Or with the script for automation of running multiple times on each of the configs.

./bench.sh -m /mnt/f2fs -c 1

Configuration 2: dm-zoned device mapper with fs

Installing device mapper libraries

git clone https://github.com/westerndigitalcorporation/dm-zoned-tools
cd dm-zoned-tools

#missing package
sudo apt install libblkid-dev libkmod-dev libudev-dev libdevmapper-dev

sh ./autogen.sh
./configure
sudo make install

Now setting up device mapper (delete the previous device as it's not zoned or make a new one, and update the nullblk.sh script to use zoned devices by setting echo 1 on zoned)

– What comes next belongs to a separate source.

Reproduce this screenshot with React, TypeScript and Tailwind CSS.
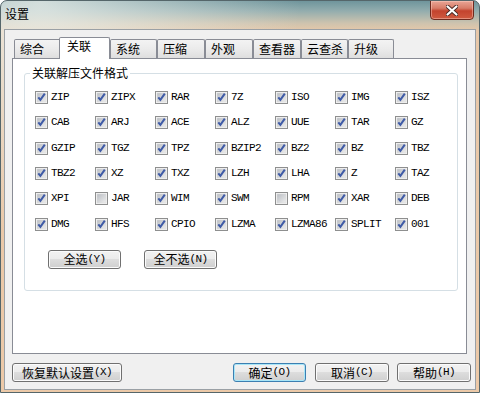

sudo ./nullblk_zoned.sh 4096 64 16 48

sudo modprobe dm-zoned
sudo dmzadm --format /dev/nullb0
sudo dmzadm --start /dev/nullb0
sudo mkfs.f2fs /dev/dm-0
sudo mount -t f2fs /dev/dm-0 /mnt/f2fs/

# run benchmark
./bench.sh -m /mnt/f2fs -c 2

Cleanup:

sudo umount /dev/dm-0
sudo dmzadm --stop /dev/nullb0
sudo ./nullblk_delete.sh 0

Configuration 3: f2fs with zoned support enabled

Note: f2fs took up 1.9GB when mounting for 2GB device, therefore I had to increase the size (number of zones) to give us some usable space (did this for all benchmarks on new iteration). Not sure why f2fs needs 2GB metadata?!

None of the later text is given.